**Challenge:** From the listing below, select every line where the word "that" appears.

--- begin ---

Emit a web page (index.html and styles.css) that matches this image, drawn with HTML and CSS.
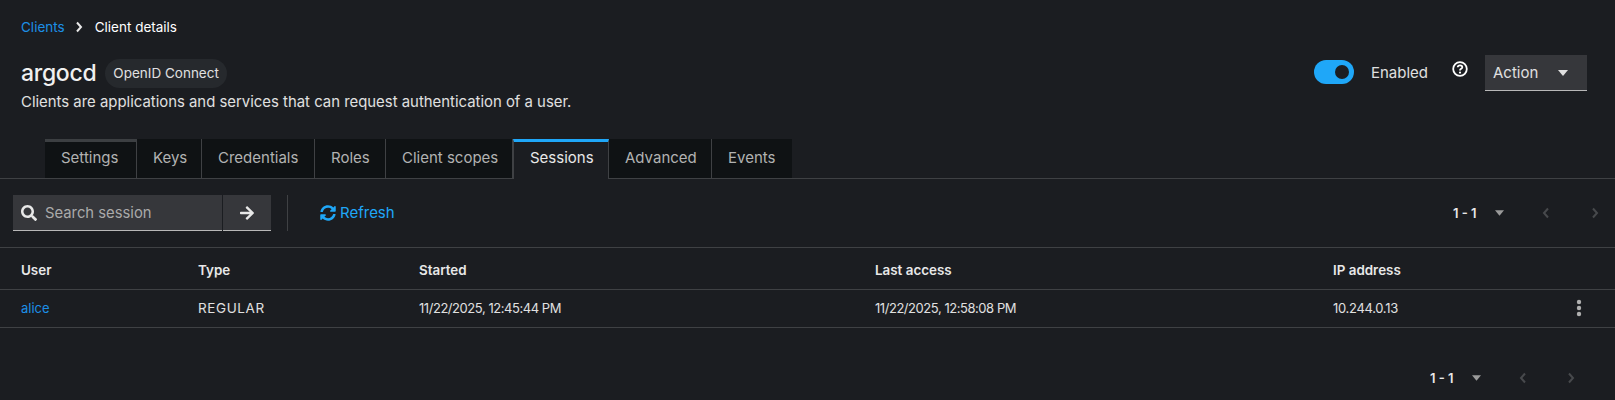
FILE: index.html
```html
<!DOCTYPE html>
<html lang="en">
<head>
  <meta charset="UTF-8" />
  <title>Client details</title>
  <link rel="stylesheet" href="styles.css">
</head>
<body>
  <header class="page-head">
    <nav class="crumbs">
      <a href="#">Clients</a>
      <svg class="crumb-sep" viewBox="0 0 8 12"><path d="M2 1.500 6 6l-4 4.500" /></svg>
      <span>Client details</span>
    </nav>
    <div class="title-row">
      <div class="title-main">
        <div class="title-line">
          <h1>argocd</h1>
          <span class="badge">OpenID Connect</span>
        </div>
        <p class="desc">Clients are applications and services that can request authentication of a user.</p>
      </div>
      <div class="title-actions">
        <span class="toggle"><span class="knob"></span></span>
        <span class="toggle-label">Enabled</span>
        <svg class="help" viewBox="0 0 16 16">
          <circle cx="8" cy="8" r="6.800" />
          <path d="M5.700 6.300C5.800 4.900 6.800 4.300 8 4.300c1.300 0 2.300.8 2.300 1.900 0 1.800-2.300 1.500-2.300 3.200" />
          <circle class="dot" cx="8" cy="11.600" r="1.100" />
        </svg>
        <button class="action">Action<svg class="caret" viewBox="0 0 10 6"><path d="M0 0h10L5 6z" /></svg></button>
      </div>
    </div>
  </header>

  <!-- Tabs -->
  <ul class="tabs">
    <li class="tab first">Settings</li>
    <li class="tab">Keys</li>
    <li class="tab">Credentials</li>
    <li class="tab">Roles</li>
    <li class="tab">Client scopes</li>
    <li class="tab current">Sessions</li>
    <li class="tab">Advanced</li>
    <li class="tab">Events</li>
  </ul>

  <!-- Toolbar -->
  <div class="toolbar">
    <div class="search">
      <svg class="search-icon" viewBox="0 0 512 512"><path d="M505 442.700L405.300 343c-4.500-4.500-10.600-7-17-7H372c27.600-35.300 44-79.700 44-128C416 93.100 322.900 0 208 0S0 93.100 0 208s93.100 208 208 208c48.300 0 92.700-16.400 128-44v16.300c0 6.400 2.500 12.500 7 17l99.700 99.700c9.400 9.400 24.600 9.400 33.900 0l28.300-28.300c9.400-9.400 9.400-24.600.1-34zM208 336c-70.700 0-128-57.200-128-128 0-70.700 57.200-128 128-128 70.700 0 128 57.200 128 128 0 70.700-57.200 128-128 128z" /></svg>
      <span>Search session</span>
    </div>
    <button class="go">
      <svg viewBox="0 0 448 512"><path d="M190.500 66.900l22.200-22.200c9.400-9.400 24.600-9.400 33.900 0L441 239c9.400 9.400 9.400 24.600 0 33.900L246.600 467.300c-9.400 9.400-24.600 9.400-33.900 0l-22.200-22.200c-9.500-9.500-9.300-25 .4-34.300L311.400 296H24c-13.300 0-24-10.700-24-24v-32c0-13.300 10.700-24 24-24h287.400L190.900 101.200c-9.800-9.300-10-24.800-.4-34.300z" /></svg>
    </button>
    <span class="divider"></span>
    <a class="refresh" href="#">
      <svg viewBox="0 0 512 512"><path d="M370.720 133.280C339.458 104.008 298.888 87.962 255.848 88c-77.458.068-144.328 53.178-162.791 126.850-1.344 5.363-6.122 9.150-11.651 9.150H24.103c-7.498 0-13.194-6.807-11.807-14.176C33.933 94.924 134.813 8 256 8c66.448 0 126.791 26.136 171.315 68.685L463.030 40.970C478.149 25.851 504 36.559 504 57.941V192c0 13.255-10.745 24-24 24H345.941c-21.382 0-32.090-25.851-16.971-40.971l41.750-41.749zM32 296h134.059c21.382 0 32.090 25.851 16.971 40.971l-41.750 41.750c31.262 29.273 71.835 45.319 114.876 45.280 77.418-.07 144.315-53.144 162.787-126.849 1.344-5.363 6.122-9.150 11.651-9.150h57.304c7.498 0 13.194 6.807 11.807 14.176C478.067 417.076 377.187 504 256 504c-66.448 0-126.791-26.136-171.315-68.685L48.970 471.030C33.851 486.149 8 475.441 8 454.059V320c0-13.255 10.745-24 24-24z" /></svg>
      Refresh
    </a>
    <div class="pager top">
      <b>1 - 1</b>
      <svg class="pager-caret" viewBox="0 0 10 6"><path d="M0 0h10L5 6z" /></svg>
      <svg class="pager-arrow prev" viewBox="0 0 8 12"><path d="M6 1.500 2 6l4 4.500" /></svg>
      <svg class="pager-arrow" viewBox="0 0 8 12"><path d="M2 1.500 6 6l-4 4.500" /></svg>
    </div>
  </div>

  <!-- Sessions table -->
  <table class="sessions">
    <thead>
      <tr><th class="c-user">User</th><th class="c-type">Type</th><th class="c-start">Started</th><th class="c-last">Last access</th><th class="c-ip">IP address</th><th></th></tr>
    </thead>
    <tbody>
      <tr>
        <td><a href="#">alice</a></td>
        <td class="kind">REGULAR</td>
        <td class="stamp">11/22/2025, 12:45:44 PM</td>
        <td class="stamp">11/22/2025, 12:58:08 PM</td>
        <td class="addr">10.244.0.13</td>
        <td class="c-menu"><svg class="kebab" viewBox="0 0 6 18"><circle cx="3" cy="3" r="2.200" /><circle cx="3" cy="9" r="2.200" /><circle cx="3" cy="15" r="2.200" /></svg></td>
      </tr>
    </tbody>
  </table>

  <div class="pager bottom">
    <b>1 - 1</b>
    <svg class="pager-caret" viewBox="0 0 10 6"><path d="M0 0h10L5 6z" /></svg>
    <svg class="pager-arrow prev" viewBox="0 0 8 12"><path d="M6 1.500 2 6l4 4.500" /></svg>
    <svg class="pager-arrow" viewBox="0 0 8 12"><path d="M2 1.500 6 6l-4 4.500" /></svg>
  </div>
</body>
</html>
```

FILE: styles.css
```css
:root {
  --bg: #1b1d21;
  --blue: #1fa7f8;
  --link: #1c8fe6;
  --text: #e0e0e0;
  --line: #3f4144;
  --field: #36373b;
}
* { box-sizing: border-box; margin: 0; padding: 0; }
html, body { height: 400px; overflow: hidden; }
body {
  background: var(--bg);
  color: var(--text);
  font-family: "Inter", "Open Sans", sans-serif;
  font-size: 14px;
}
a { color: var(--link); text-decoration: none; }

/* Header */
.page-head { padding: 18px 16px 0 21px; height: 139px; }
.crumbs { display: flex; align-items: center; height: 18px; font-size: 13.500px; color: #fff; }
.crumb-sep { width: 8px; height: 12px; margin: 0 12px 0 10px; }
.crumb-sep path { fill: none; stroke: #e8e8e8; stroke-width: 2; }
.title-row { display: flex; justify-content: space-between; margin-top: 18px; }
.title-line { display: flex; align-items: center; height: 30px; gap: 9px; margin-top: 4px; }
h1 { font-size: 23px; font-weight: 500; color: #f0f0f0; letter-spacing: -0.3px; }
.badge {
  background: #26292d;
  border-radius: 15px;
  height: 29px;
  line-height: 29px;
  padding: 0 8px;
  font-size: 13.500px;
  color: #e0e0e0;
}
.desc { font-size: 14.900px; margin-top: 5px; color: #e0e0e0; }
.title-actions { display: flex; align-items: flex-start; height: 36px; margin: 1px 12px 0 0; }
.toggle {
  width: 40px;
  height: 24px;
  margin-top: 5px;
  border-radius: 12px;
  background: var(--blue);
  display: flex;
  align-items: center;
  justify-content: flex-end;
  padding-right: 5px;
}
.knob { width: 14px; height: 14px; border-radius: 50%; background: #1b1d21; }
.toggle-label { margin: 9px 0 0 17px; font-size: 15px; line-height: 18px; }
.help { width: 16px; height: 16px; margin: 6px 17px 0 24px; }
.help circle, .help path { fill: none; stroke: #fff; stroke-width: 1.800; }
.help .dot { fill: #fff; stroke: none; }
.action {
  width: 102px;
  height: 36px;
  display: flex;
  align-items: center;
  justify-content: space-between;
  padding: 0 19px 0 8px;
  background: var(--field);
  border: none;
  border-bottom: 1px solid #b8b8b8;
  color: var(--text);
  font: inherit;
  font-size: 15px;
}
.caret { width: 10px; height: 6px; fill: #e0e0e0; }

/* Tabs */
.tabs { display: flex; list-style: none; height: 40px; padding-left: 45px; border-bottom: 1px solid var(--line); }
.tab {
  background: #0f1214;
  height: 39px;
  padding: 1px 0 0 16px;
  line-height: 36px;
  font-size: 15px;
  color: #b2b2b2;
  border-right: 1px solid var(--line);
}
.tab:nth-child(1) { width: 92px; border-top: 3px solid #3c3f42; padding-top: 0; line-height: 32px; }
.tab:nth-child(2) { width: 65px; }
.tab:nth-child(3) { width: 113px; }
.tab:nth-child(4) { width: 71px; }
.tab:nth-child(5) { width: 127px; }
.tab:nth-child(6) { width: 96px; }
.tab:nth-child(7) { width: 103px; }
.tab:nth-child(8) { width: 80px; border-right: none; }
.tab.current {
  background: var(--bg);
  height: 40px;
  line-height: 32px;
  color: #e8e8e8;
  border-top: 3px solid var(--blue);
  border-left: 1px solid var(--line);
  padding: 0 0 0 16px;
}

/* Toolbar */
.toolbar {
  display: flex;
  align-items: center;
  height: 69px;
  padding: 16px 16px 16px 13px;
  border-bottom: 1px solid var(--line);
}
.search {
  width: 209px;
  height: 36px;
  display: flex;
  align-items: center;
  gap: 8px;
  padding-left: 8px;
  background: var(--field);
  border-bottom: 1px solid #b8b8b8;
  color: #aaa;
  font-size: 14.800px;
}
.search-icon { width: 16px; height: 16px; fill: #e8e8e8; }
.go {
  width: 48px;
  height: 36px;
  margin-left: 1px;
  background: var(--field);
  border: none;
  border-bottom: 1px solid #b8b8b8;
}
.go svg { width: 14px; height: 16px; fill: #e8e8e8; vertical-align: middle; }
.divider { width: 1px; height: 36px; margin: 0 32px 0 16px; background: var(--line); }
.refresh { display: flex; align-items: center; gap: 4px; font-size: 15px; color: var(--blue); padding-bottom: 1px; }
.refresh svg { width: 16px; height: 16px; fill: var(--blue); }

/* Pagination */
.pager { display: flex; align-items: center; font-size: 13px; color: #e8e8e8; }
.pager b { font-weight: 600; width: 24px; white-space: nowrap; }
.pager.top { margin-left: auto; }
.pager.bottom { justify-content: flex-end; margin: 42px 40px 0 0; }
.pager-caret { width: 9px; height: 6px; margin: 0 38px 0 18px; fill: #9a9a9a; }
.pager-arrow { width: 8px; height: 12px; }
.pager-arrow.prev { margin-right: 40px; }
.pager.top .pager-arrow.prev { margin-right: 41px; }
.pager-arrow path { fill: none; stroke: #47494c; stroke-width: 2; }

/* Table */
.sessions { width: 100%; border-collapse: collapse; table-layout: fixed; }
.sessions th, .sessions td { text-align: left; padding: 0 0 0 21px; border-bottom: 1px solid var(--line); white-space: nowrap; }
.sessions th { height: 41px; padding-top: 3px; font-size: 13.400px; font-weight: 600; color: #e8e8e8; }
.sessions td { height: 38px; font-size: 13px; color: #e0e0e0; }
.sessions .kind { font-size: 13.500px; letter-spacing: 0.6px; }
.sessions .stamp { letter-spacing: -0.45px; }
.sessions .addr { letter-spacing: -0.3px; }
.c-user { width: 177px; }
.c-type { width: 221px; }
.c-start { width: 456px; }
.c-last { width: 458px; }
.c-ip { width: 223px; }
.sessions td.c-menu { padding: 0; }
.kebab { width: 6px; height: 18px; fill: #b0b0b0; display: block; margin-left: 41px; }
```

--- end ---

**Completed exercise:**
Emit a web page (index.html and styles.css) that matches this image, drawn with HTML and CSS.
        <p class="desc">Clients are applications and services that can request authentication of a user.</p>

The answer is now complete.